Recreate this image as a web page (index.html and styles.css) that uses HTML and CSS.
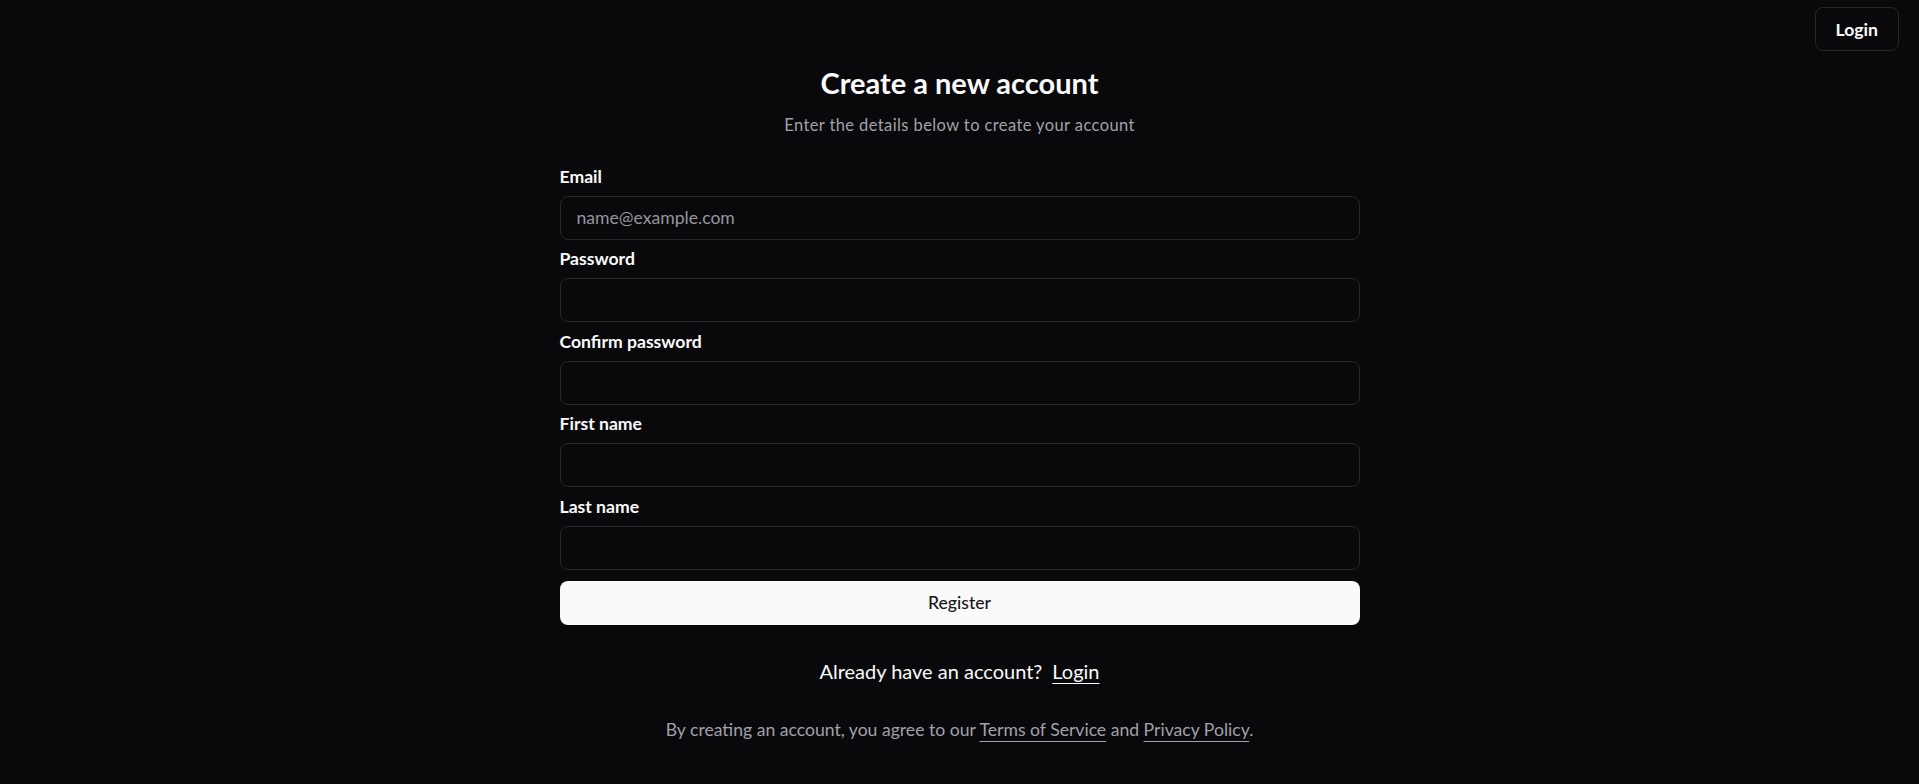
FILE: index.html
```html
<!DOCTYPE html>
<html lang="en">
<head>
<meta charset="utf-8">
<title>Create a new account</title>
<link rel="stylesheet" href="styles.css">
</head>
<body>
<header class="topbar">
  <a class="btn-outline" href="#">Login</a>
</header>
<main class="page">
  <div class="auth">
    <div class="heading">
      <h1 class="title">Create a new account</h1>
      <p class="subtitle">Enter the details below to create your account</p>
    </div>
    <form class="form">
      <div class="field">
        <label class="label" for="email">Email</label>
        <input class="input" id="email" type="email" placeholder="name@example.com">
      </div>
      <div class="field">
        <label class="label" for="password">Password</label>
        <input class="input" id="password" type="password">
      </div>
      <div class="field">
        <label class="label" for="confirm">Confirm password</label>
        <input class="input" id="confirm" type="password">
      </div>
      <div class="field">
        <label class="label" for="first">First name</label>
        <input class="input" id="first" type="text">
      </div>
      <div class="field">
        <label class="label" for="last">Last name</label>
        <input class="input" id="last" type="text">
      </div>
      <button class="btn-primary" type="button">Register</button>
    </form>
    <p class="switch">Already have an account?<span class="sp"></span><a class="switch-link" href="#">Login</a></p>
    <p class="terms">By creating an account, you agree to our <a class="terms-link" href="#">Terms of Service</a> and <a class="terms-link" href="#">Privacy Policy</a>.</p>
  </div>
</main>
</body>
</html>
```
FILE: styles.css
```css
* { box-sizing: border-box; }
html, body { margin: 0; padding: 0; }
body {
  background: #09090b;
  color: #fafafa;
  font-family: Lato, "Open Sans", sans-serif;
  min-height: 784px;
}
.topbar {
  display: flex;
  justify-content: flex-end;
  padding: 7px 20px 0;
}
.btn-outline {
  display: inline-flex;
  align-items: center;
  justify-content: center;
  height: 44px;
  padding: 0 20px;
  border: 1px solid #27272a;
  border-radius: 8px;
  color: #fafafa;
  text-decoration: none;
  font-size: 17.6px;
  font-weight: 700;
}
.page {
  display: flex;
  justify-content: center;
  padding-top: 14px;
}
.auth {
  width: 800px;
  display: flex;
  flex-direction: column;
}
.heading {
  display: flex;
  flex-direction: column;
  align-items: center;
  text-align: center;
}
.title {
  margin: 0;
  font-size: 29px;
  line-height: 36px;
  font-weight: 700;
}
.subtitle {
  margin: 12px 0 0;
  font-size: 16.5px;
  line-height: 24px;
  letter-spacing: 0.4px;
  color: #a1a1aa;
}
.form {
  margin-top: 27.5px;
  display: flex;
  flex-direction: column;
  gap: 7.5px;
}
.field {
  display: flex;
  flex-direction: column;
  gap: 7px;
}
.label {
  font-size: 17.6px;
  line-height: 24px;
  font-weight: 700;
  color: #fafafa;
}
.input {
  height: 44px;
  width: 100%;
  padding: 0 16px;
  border: 1px solid #27272a;
  border-radius: 8px;
  background: transparent;
  color: #fafafa;
  font-family: inherit;
  font-size: 17.6px;
  outline: none;
}
.input::placeholder { color: #95959e; }
.btn-primary {
  margin-top: 3.5px;
  height: 44px;
  width: 100%;
  border: none;
  border-radius: 8px;
  background: #fafafa;
  color: #18181b;
  font-family: inherit;
  font-size: 17.6px;
  font-weight: 500;
  cursor: pointer;
}
.switch {
  margin: 32px 0 0;
  text-align: center;
  font-size: 20px;
  line-height: 28px;
  color: #fafafa;
}
.sp { display: inline-block; width: 10px; }
.switch-link {
  color: #fafafa;
  text-decoration: underline;
  text-underline-offset: 4px;
  text-decoration-thickness: 1px;
}
.terms {
  margin: 32px 0 0;
  text-align: center;
  font-size: 17.6px;
  line-height: 26px;
  color: #a1a1aa;
}
.terms-link {
  color: #a1a1aa;
  text-decoration: underline;
  text-underline-offset: 5px;
  text-decoration-thickness: 1px;
  text-decoration-color: #a1a1aa;
}
```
----
> **TASK DESCRIPTION**
Reproduce the whole listing exactly, but not the images in it.

> **EXERCISE ANSWER**
Recreate this image as a web page (index.html and styles.css) that uses HTML and CSS.
FILE: index.html
```html
<!DOCTYPE html>
<html lang="en">
<head>
<meta charset="utf-8">
<title>Create a new account</title>
<link rel="stylesheet" href="styles.css">
</head>
<body>
<header class="topbar">
  <a class="btn-outline" href="#">Login</a>
</header>
<main class="page">
  <div class="auth">
    <div class="heading">
      <h1 class="title">Create a new account</h1>
      <p class="subtitle">Enter the details below to create your account</p>
    </div>
    <form class="form">
      <div class="field">
        <label class="label" for="email">Email</label>
        <input class="input" id="email" type="email" placeholder="name@example.com">
      </div>
      <div class="field">
        <label class="label" for="password">Password</label>
        <input class="input" id="password" type="password">
      </div>
      <div class="field">
        <label class="label" for="confirm">Confirm password</label>
        <input class="input" id="confirm" type="password">
      </div>
      <div class="field">
        <label class="label" for="first">First name</label>
        <input class="input" id="first" type="text">
      </div>
      <div class="field">
        <label class="label" for="last">Last name</label>
        <input class="input" id="last" type="text">
      </div>
      <button class="btn-primary" type="button">Register</button>
    </form>
    <p class="switch">Already have an account?<span class="sp"></span><a class="switch-link" href="#">Login</a></p>
    <p class="terms">By creating an account, you agree to our <a class="terms-link" href="#">Terms of Service</a> and <a class="terms-link" href="#">Privacy Policy</a>.</p>
  </div>
</main>
</body>
</html>
```
FILE: styles.css
```css
* { box-sizing: border-box; }
html, body { margin: 0; padding: 0; }
body {
  background: #09090b;
  color: #fafafa;
  font-family: Lato, "Open Sans", sans-serif;
  min-height: 784px;
}
.topbar {
  display: flex;
  justify-content: flex-end;
  padding: 7px 20px 0;
}
.btn-outline {
  display: inline-flex;
  align-items: center;
  justify-content: center;
  height: 44px;
  padding: 0 20px;
  border: 1px solid #27272a;
  border-radius: 8px;
  color: #fafafa;
  text-decoration: none;
  font-size: 17.6px;
  font-weight: 700;
}
.page {
  display: flex;
  justify-content: center;
  padding-top: 14px;
}
.auth {
  width: 800px;
  display: flex;
  flex-direction: column;
}
.heading {
  display: flex;
  flex-direction: column;
  align-items: center;
  text-align: center;
}
.title {
  margin: 0;
  font-size: 29px;
  line-height: 36px;
  font-weight: 700;
}
.subtitle {
  margin: 12px 0 0;
  font-size: 16.5px;
  line-height: 24px;
  letter-spacing: 0.4px;
  color: #a1a1aa;
}
.form {
  margin-top: 27.5px;
  display: flex;
  flex-direction: column;
  gap: 7.5px;
}
.field {
  display: flex;
  flex-direction: column;
  gap: 7px;
}
.label {
  font-size: 17.6px;
  line-height: 24px;
  font-weight: 700;
  color: #fafafa;
}
.input {
  height: 44px;
  width: 100%;
  padding: 0 16px;
  border: 1px solid #27272a;
  border-radius: 8px;
  background: transparent;
  color: #fafafa;
  font-family: inherit;
  font-size: 17.6px;
  outline: none;
}
.input::placeholder { color: #95959e; }
.btn-primary {
  margin-top: 3.5px;
  height: 44px;
  width: 100%;
  border: none;
  border-radius: 8px;
  background: #fafafa;
  color: #18181b;
  font-family: inherit;
  font-size: 17.6px;
  font-weight: 500;
  cursor: pointer;
}
.switch {
  margin: 32px 0 0;
  text-align: center;
  font-size: 20px;
  line-height: 28px;
  color: #fafafa;
}
.sp { display: inline-block; width: 10px; }
.switch-link {
  color: #fafafa;
  text-decoration: underline;
  text-underline-offset: 4px;
  text-decoration-thickness: 1px;
}
.terms {
  margin: 32px 0 0;
  text-align: center;
  font-size: 17.6px;
  line-height: 26px;
  color: #a1a1aa;
}
.terms-link {
  color: #a1a1aa;
  text-decoration: underline;
  text-underline-offset: 5px;
  text-decoration-thickness: 1px;
  text-decoration-color: #a1a1aa;
}
```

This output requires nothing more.